Rows from a dataset of pages and code
▬▬▬▬▬▬
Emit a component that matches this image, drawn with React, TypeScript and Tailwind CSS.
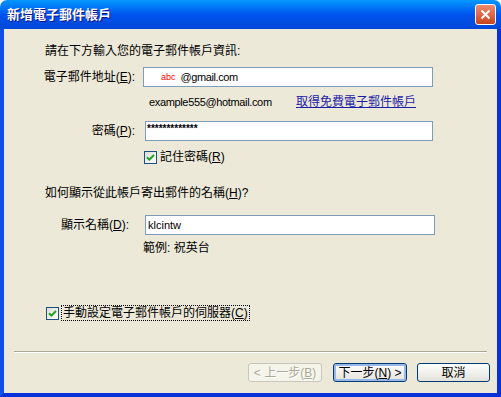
import React from "react";

function Mn({ k }: { k: string }) {
  return (
    <>
      (<span className="underline">{k}</span>)
    </>
  );
}

function Check() {
  return (
    <span className="flex h-[13px] w-[13px] shrink-0 items-center justify-center border border-[#1c5180] bg-linear-to-br from-[#dcdcd7] to-white">
      <svg width="9" height="9" viewBox="0 0 9 9">
        <path d="M1 4.2 L3.4 6.6 L8 2" stroke="#21a121" strokeWidth="2" fill="none" />
      </svg>
    </span>
  );
}

export default function App() {
  return (
    <div className="flex h-[397px] w-[501px] flex-col bg-white font-['Liberation_Sans','Noto_Sans_CJK_TC',sans-serif] text-[12px] leading-[14px] text-black">
      {/* title bar */}
      <div className="flex h-[29px] shrink-0 items-center justify-between rounded-t-[7px] bg-linear-to-b from-[#0997ff] via-[#0053ee] to-[#0047d8] pl-[7px] pr-[5px]">
        <span className="text-[13px] font-bold text-white [text-shadow:1px_1px_0_#0f1089]">
          新增電子郵件帳戶
        </span>
        <span className="flex h-[21px] w-[21px] items-center justify-center rounded-[3px] border border-white bg-linear-to-b from-[#f08a6c] to-[#c8431c]">
          <svg width="11" height="11" viewBox="0 0 11 11">
            <path d="M1.5 1.5 L9.5 9.5 M9.5 1.5 L1.5 9.5" stroke="white" strokeWidth="2" />
          </svg>
        </span>
      </div>

      {/* body */}
      <div className="flex flex-1 flex-col border-x-4 border-b-4 border-l-[#0d50e6] border-r-[#0831d9] border-b-[#0831d9] bg-[#ece9d8]">
        <div className="ml-[41px] mt-[15px] h-[14px]">請在下方輸入您的電子郵件帳戶資訊:</div>

        <div className="mt-[9px] flex h-[20px] items-center">
          <div className="w-[131px] text-right">
            電子郵件地址<Mn k="E" />:
          </div>
          <div className="ml-[8px] flex h-[20px] w-[290px] items-center border border-[#7f9db9] bg-white pl-[17px]">
            <span className="text-[9px] text-[#ff0000]">abc</span>
            <span className="ml-[5px] text-[11px] tracking-[-0.4px]">@gmail.com</span>
          </div>
        </div>

        <div className="ml-[145px] mt-[8px] flex h-[14px] items-center">
          <span className="w-[147px] text-[11px] tracking-[-0.35px]">example555@hotmail.com</span>
          <a className="text-[#1c1ca8] underline">取得免費電子郵件帳戶</a>
        </div>

        <div className="mt-[12px] flex h-[20px] items-center">
          <div className="w-[131px] text-right">
            密碼<Mn k="P" />:
          </div>
          <div className="ml-[10px] flex h-[20px] w-[288px] items-start border border-[#7f9db9] bg-white pl-[1px] pt-[2px]">
            <span className="text-[10px] font-bold leading-[10px]">*************</span>
          </div>
        </div>

        <div className="ml-[140px] mt-[9px] flex h-[14px] items-center gap-[3px]">
          <Check />
          <span>
            記住密碼<Mn k="R" />
          </span>
        </div>

        <div className="ml-[41px] mt-[22px] h-[14px]">
          如何顯示從此帳戶寄出郵件的名稱<Mn k="H" />?
        </div>

        <div className="mt-[15px] flex h-[20px] items-center">
          <div className="w-[125px] text-right">
            顯示名稱<Mn k="D" />:
          </div>
          <div className="ml-[16px] flex h-[20px] w-[290px] items-center border border-[#7f9db9] bg-white pl-[2px]">
            <span className="text-[11px]">klcintw</span>
          </div>
        </div>

        <div className="ml-[139px] mt-[6px] h-[14px]">範例: 祝英台</div>

        <div className="ml-[42px] mt-[51px] flex h-[14px] items-center gap-[2px]">
          <Check />
          <span className="border border-dotted border-black px-[1px] leading-[14px]">
            手動設定電子郵件帳戶的伺服器<Mn k="C" />
          </span>
        </div>

        <div className="mx-[10px] mt-[31px] h-[2px] border-t border-b border-t-[#aca899] border-b-white" />

        <div className="ml-[244px] mt-[10px] flex h-[19px] items-center">
          <div className="flex h-[19px] w-[74px] items-center justify-center rounded-[3px] border border-[#c9c7ba] bg-[#f5f4ea] text-[#aca899] [text-shadow:1px_1px_0_#fff]">
            &lt; 上一步<Mn k="B" />
          </div>
          <div className="ml-[11px] flex h-[19px] w-[74px] items-center justify-center rounded-[3px] border border-[#003c74] bg-linear-to-b from-white to-[#e3e2da] shadow-[inset_0_0_0_2px_#98b8ea]">
            下一步<Mn k="N" /> &gt;
          </div>
          <div className="ml-[10px] flex h-[19px] w-[73px] items-center justify-center rounded-[3px] border border-[#003c74] bg-linear-to-b from-white to-[#e3e2da]">
            取消
          </div>
        </div>
      </div>
    </div>
  );
}
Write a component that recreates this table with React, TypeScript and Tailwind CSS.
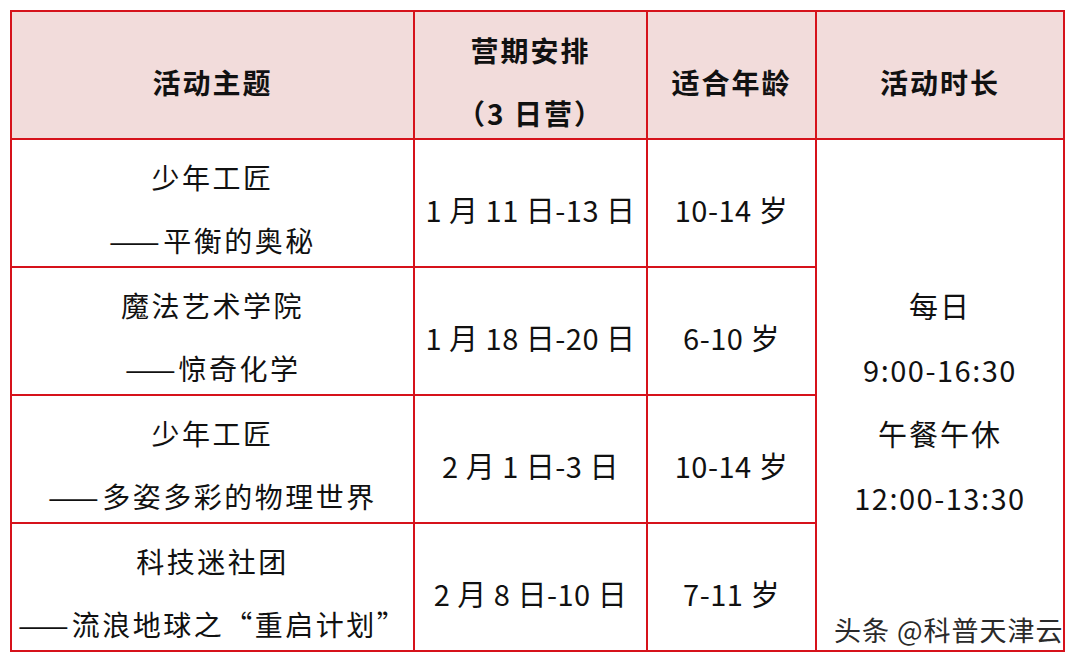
import React from "react";

function Dash() {
  return (
    <span className="inline-block tracking-normal scale-x-[1.08] origin-left mr-[7px]">——</span>
  );
}

const rows = [
  { title: "少年工匠", sub: <><Dash />平衡的奥秘</>, date: "1 月 11 日-13 日", age: "10-14 岁" },
  { title: "魔法艺术学院", sub: <><Dash />惊奇化学</>, date: "1 月 18 日-20 日", age: "6-10 岁" },
  { title: "少年工匠", sub: <><Dash />多姿多彩的物理世界</>, date: "2 月 1 日-3 日", age: "10-14 岁" },
  {
    title: "科技迷社团",
    sub: (
      <>
        <Dash />流浪地球之<span className="[font-feature-settings:'fwid']">“</span>重启计划<span className="[font-feature-settings:'fwid']">”</span>
      </>
    ),
    date: "2 月 8 日-10 日",
    age: "7-11 岁",
  },
];

const cell = "border-2 border-[#d6121b] text-center align-middle p-0 whitespace-nowrap";

export default function App() {
  return (
    <div
      lang="zh-CN"
      className="w-[1080px] h-[662px] bg-white relative overflow-hidden"
      style={{ fontFamily: '"Noto Sans CJK SC", "Noto Sans", sans-serif' }}
    >
      <div className="pt-[10px] pl-[10px]">
        <table className="table-fixed border-collapse w-[1053px] text-[#111] text-[28px]">
          <colgroup>
            <col className="w-[403px]" />
            <col className="w-[233px]" />
            <col className="w-[169px]" />
            <col className="w-[248px]" />
          </colgroup>
          <thead>
            <tr className="h-[127px] bg-[#f2dcdb] font-bold tracking-[2px]">
              <th className={cell}>
                <div className="translate-y-[7px] leading-[40px]">活动主题</div>
              </th>
              <th className={cell}>
                <div className="translate-y-[7px]">
                  <div className="leading-[63px]">营期安排</div>
                  <div className="leading-[63px]">（3 日营）</div>
                </div>
              </th>
              <th className={cell}>
                <div className="translate-y-[7px] leading-[40px]">适合年龄</div>
              </th>
              <th className={cell}>
                <div className="translate-y-[7px] leading-[40px]">活动时长</div>
              </th>
            </tr>
          </thead>
          <tbody>
            {rows.map((r, i) => (
              <tr key={i} className="h-[128px]">
                <td className={cell}>
                  <div className="translate-y-[6px] tracking-[2.5px]">
                    <div className="leading-[63px]">{r.title}</div>
                    <div className="leading-[63px]">{r.sub}</div>
                  </div>
                </td>
                <td className={cell}>
                  <div className="translate-y-[6px] leading-[40px] text-[29px] tracking-[0.5px]">{r.date}</div>
                </td>
                <td className={cell}>
                  <div className="translate-y-[6px] leading-[40px] text-[29px] tracking-[0.5px]">{r.age}</div>
                </td>
                {i === 0 && (
                  <td rowSpan={4} className={cell}>
                    <div className="translate-y-[6px] text-[29px]">
                      <div className="leading-[64px] tracking-[2px]">每日</div>
                      <div className="leading-[64px] tracking-[1.5px]">9:00-16:30</div>
                      <div className="leading-[64px] tracking-[2px]">午餐午休</div>
                      <div className="leading-[64px] tracking-[1.5px]">12:00-13:30</div>
                    </div>
                  </td>
                )}
              </tr>
            ))}
          </tbody>
        </table>
      </div>
      <div
        className="absolute left-[834px] top-[611px] text-[27px] tracking-[1px] leading-[38px] text-[#2a2a2a] whitespace-nowrap"
        style={{ textShadow: "1px 1px 0 #fff, -1px -1px 0 #fff, 1px -1px 0 #fff, -1px 1px 0 #fff" }}
      >
        头条 @科普天津云
      </div>
    </div>
  );
}
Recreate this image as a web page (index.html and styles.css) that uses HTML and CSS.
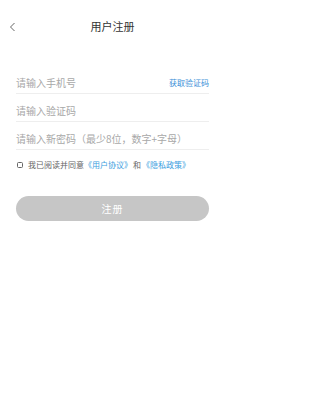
FILE: index.html
```html
<!DOCTYPE html>
<html lang="zh">
<head>
<meta charset="utf-8">
<title>用户注册</title>
<link rel="stylesheet" href="styles.css">
</head>
<body>
<div class="page">
  <header class="header">
    <svg class="back" width="8" height="10" viewBox="0 0 8 10"><polyline points="5.5,1 1.5,5 5.5,9" fill="none" stroke="#666" stroke-width="1"/></svg>
    <div class="title">用户注册</div>
  </header>
  <div class="form">
    <div class="row">
      <span class="ph">请输入手机号</span>
      <span class="code">获取验证码</span>
    </div>
    <div class="row"><span class="ph">请输入验证码</span></div>
    <div class="row"><span class="ph">请输入新密码（最少8位，数字+字母）</span></div>
    <div class="agree">
      <span class="box"></span>
      <span>我已阅读并同意</span><span class="link">《用户协议》</span><span class="and">和</span><span class="link">《隐私政策》</span>
    </div>
    <button class="btn">注册</button>
  </div>
</div>
</body>
</html>
```
FILE: styles.css
```css
* { box-sizing: border-box; }
html, body { margin: 0; padding: 0; background: #fff; }
body { font-family: "Noto Sans CJK SC", "Noto Sans", sans-serif; }
.page { width: 225px; height: 400px; }
.header { position: relative; height: 50px; display: flex; align-items: center; justify-content: center; }
.back { position: absolute; left: 9px; top: 22px; }
.title { font-size: 11px; color: #333; line-height: 14px; margin-top: 1px; }
.form { padding: 16px 16px 0; }
.row { display: flex; justify-content: space-between; align-items: center; height: 28px; padding: 9px 0 3px; border-bottom: 1px solid #eeeeee; }
.ph { font-size: 10px; line-height: 14px; color: #a8a8a8; }
.code { font-size: 8px; line-height: 12px; color: #3b8fd8; }
.agree { display: flex; align-items: center; margin-top: 9px; font-size: 8px; line-height: 12px; color: #666; padding-left: 1px; }
.box { width: 6px; height: 6px; border: 1px solid #666; border-radius: 1.5px; margin-right: 5px; }
.link { color: #3a9de0; }
.and { margin: 0 1px; }
.btn { display: block; width: 100%; height: 25px; margin-top: 25px; border: none; border-radius: 13px; background: #c6c6c6; color: #fff; font-family: inherit; font-size: 10px; padding: 0; letter-spacing: 1px; }
```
▬▬▬▬▬▬
■ Aim of the exercise
Write out every line of the preceding listing that contains "image".

■ Problem solution
Emit a component that matches this image, drawn with React, TypeScript and Tailwind CSS.
Recreate this image as a web page (index.html and styles.css) that uses HTML and CSS.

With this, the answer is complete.